Antibiotik sering dianggap sebagai “dewa” penyembuh berbagai penyakit. Saat sakit flu, minum antibiotik. Saat tidak enak badan, minum antibiotik. Pokoknya, apa pun penyakitnya, tak sedikit orang yang memercayakannya pada antibiotik.
Padahal, tidak semua penyakit membutuhkan antibiotik untuk menanganinya. Tapi apa daya, sebagian orang sudah telanjur menganggap antibiotik sebagai obat dari segala obat. Mitos seperti inilah yang harus segera diluruskan sebelum resistansi antibiotik terjadi pada banyak orang.
Ada beberapa faktor yang membuat banyak orang biasa mengonsumsi antibiotik. Pertama, kurangnya informasi mengenai dampak mengonsumsi antibiotik secara sembarangan. Kedua, kurang disiplinnya pihak apotek dalam memberikan obat kepada pembeli. Di negara lain, pemberian obat antibiotik kepada konsumen sangatlah ketat, misalnya harus menggunakan resep dokter.
Berikut ini beberapa mitos seputar antibiotik yang tidak perlu Anda percaya lagi:
1. Mitos: Antibiotik, obat dari segala macam penyakit.

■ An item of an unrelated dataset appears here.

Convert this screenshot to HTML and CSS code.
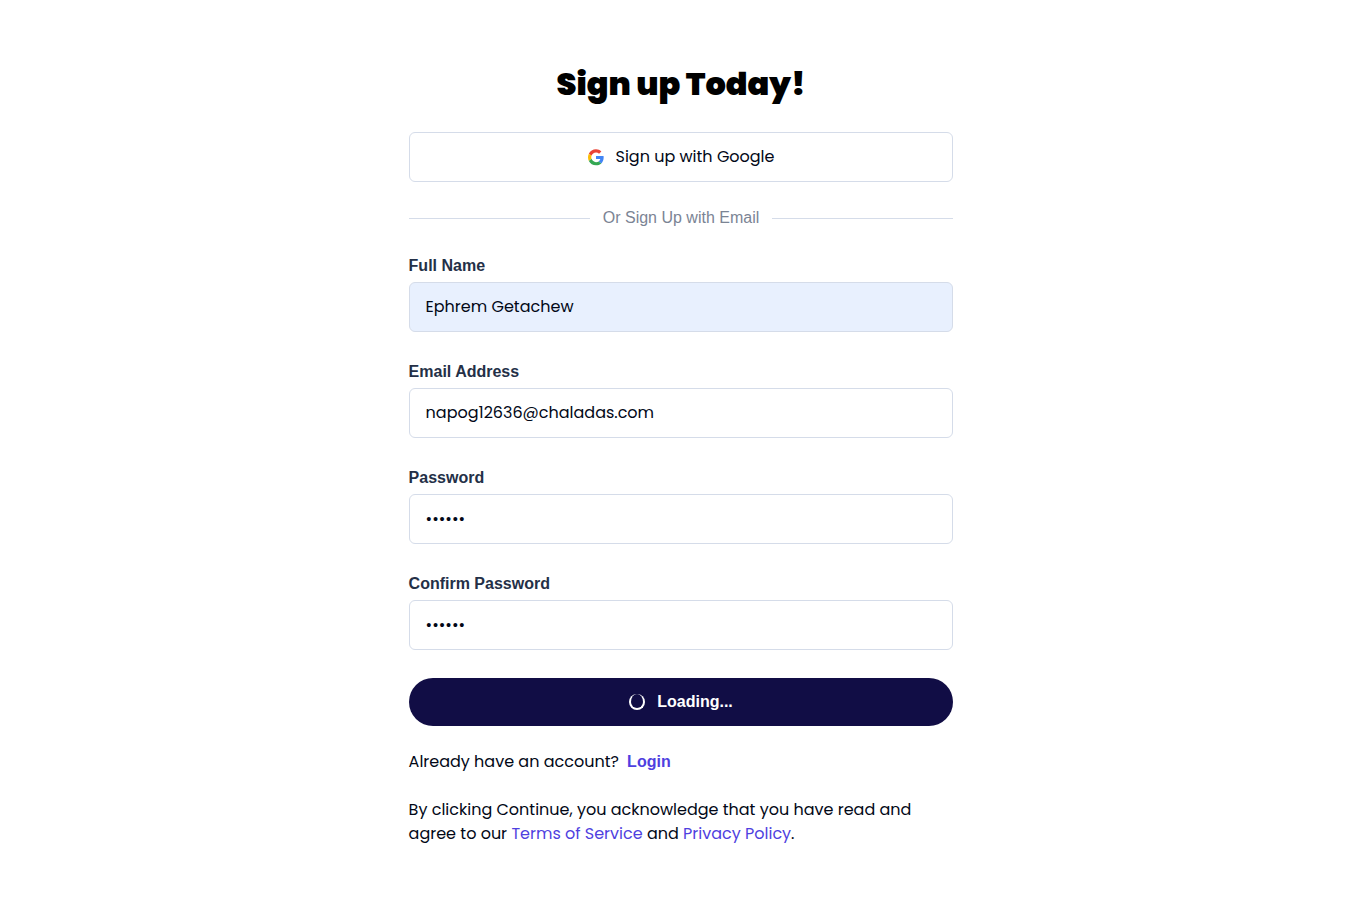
FILE: index.html
```html
<!DOCTYPE html>
<html lang="en">
<head>
<meta charset="utf-8">
<meta name="viewport" content="width=device-width, initial-scale=1">
<title>Sign up</title>
<link rel="stylesheet" href="styles.css">
</head>
<body>
<main class="page">
  <section class="signup">
    <h1 class="title">Sign up Today!</h1>
    <button type="button" class="google">
      <svg class="icon" viewBox="0 -1 48 48" aria-hidden="true">
        <path fill="#ea4335" d="M24 9.5c3.54 0 6.71 1.22 9.21 3.6l6.85-6.85C35.9 2.38 30.47 0 24 0 14.62 0 6.51 5.38 2.56 13.22l7.98 6.19C12.43 13.72 17.74 9.5 24 9.5z"/>
        <path fill="#4285f4" d="M46.98 24.55c0-1.57-.15-3.09-.38-4.55H24v9.02h12.94c-.58 2.96-2.26 5.48-4.78 7.18l7.73 6c4.51-4.18 7.09-10.36 7.09-17.65z"/>
        <path fill="#fbbc05" d="M10.53 28.59c-.48-1.45-.76-2.99-.76-4.59s.27-3.14.76-4.59l-7.98-6.19C.92 16.46 0 20.12 0 24c0 3.88.92 7.54 2.56 10.78l7.97-6.19z"/>
        <path fill="#34a853" d="M24 48c6.48 0 11.93-2.13 15.89-5.81l-7.73-6c-2.15 1.45-4.92 2.3-8.16 2.3-6.26 0-11.57-4.22-13.47-9.91l-7.98 6.19C6.51 42.62 14.62 48 24 48z"/>
      </svg>
      <span>Sign up with Google</span>
    </button>
    <div class="divider">Or Sign Up with Email</div>
    <form class="form">
      <div class="field">
        <label for="name">Full Name</label>
        <input class="filled" id="name" type="text" value="Ephrem Getachew">
      </div>
      <div class="field">
        <label for="email">Email Address</label>
        <input id="email" type="email" value="napog12636@chaladas.com">
      </div>
      <div class="field">
        <label for="password">Password</label>
        <input id="password" type="password" value="secret">
      </div>
      <div class="field">
        <label for="confirm">Confirm Password</label>
        <input id="confirm" type="password" value="secret">
      </div>
      <button type="submit" class="submit">
        <span class="spinner"></span>
        <span>Loading...</span>
      </button>
    </form>
    <p class="login">Already have an account? <a href="#login">Login</a></p>
    <p class="terms">By clicking Continue, you acknowledge that you have read and agree to our <a href="#terms">Terms of Service</a> and <a href="#privacy">Privacy Policy</a>.</p>
  </section>
</main>
</body>
</html>
```
FILE: styles.css
```css
* {
  box-sizing: border-box;
}

body {
  margin: 0;
  background: #fff;
  color: #020817;
  font: 16px/24px Poppins, Inter, sans-serif;
}

.page {
  display: flex;
  align-items: center;
  justify-content: center;
  min-height: 100vh;
}

.signup {
  display: flex;
  flex-direction: column;
  gap: 24px;
  width: 40%;
}

.title {
  margin: 0;
  color: #000;
  font-size: 32px;
  font-weight: 900;
  line-height: 48px;
  text-align: center;
}

button {
  display: flex;
  align-items: center;
  justify-content: center;
  width: 100%;
  font: inherit;
  cursor: pointer;
}

.google {
  gap: 12px;
  height: 50px;
  border: 1px solid #d5dce9;
  border-radius: 6px;
  background: #fff;
  color: #020817;
}

.icon {
  width: 16px;
  height: 16px;
  overflow: visible;
}

.spinner {
  width: 16px;
  height: 16px;
  border: 2px solid #fff;
  border-top-width: 0;
  border-radius: 50%;
}

.divider {
  display: flex;
  align-items: center;
  gap: 13px;
  color: #7b8494;
  font-family: "Liberation Sans", sans-serif;
}

.divider::before,
.divider::after {
  content: "";
  flex: 1;
  height: 1px;
  background: #d5dce9;
}

.form {
  display: flex;
  flex-direction: column;
  gap: 28px;
}

.field {
  display: flex;
  flex-direction: column;
  gap: 4px;
}

.field label {
  color: #243047;
  font-family: "Liberation Sans", sans-serif;
  font-weight: 700;
}

.field input {
  width: 100%;
  height: 50px;
  padding: 11px 16px 13px;
  border: 1px solid #d5dce9;
  border-radius: 6px;
  background: #fff;
  color: #020817;
  font: inherit;
}

.field .filled {
  background: #e8f0fe;
}

.submit {
  gap: 12px;
  height: 48px;
  border: 0;
  border-radius: 24px;
  background: #110d45;
  color: #fff;
  font-family: "Liberation Sans", sans-serif;
  font-weight: 700;
}

p {
  margin: 0;
}

a {
  color: #4f3fe0;
  text-decoration: none;
}

.login a {
  margin-left: 4px;
  font-family: "Liberation Sans", sans-serif;
  font-weight: 700;
}
```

Fakta: Antibiotik dianggap obat yang dapat menyembuhkan segala macam penyakit. Apa pun jenis penyakitnya, orang tak akan berpikir dua kali untuk menggunakan antibiotik. Padahal, pandangan ini sangat keliru.
Antibiotik adalah obat antibakteri yang hanya digunakan untuk membunuh bakteri. Jika penyebabnya bukan karena bakteri, maka tidak perlu menggunakan antibiotik untuk terapinya.
Misalnya Anda mengalami flu karena alergi, terapi yang tepat bukanlah antibiotik melainkan antihistamin serta menjauhi alergennya. Saat Anda flu karena alergi dan diobati dengan antibiotik, maka keluhan pun akan terus ada.
2. Mitos: Antibiotik dikonsumsi seperti obat lainnya.
Fakta: Antibiotik memiliki aturan minum tersendiri. Berbeda dengan obat lain yang boleh dihentikan saat keluhan mereda, antibiotik hanya boleh dihentikan saat obat yang diberikan oleh dokter habis—walaupun keluhan sudah mereda. Ini penting agar semua bakteri “jahat” mati dan tidak tersisa.
Sayangnya, karena kurangnya informasi, banyak sekali pengguna yang menyalahi aturan ini. Mereka akan menghentikan penggunaan segera setelah keluhan mereda, meskipun obat belum habis.
Perlu diketahui bahwa penggunaan antibiotik yang tidak sesuai dengan aturannya, akan meningkatkan resiko resistansi terhadap antibiotik. Artinya, tubuh menjadi kebal terhadap antibiotik, sehingga jika ada bakteri yang hinggap dalam tubuh pada kemudian hari, bakteri tersebut tidak akan mati dengan pemberian antibiotik yang sama.
Jadi, jika Anda mendapatkan terapi antibiotik dari dokter, konsumsilah obat tersebut sesuai dengan anjuran dan habiskan. Dengan demikian, bakteri yang ada di dalam tubuh benar-benar mati dan menurunkan risiko resistansi antibiotik.
3. Mitos: Antibiotik sisa boleh dikonsumsi saat sakit pada kemudian hari.
Fakta: Antibiotik yang diberikan untuk satu penyakit akan berbeda dengan penyakit yang lain. Contohnya, antibiotik yang diberikan untuk penyakit infeksi saluran kemih akan berbeda dengan antibiotik untuk penyakit infeksi saluran pernapasan. Karena itu, sisa dari antibiotik penyakit sebelumnya tidak seharusnya diberikan saat Anda mengalami penyakit infeksi yang lain.
Jika Anda mendengar bahwa penyakit teman atau tetangga Anda sembuh karena antibiotik A, bukan berarti antibiotik A bisa Anda gunakan untuk mengobati penyakit yang Anda alami.
Patuhilah anjuran dokter Anda dalam menggunakan obat antibiotik. Jika dokter meminta Anda untuk menghabiskannya, ikuti saran tersebut dengan baik. Ingat, pemakaian antibiotik yang tidak bijak malah dapat merugikan kesehatan Anda pada kemudian hari.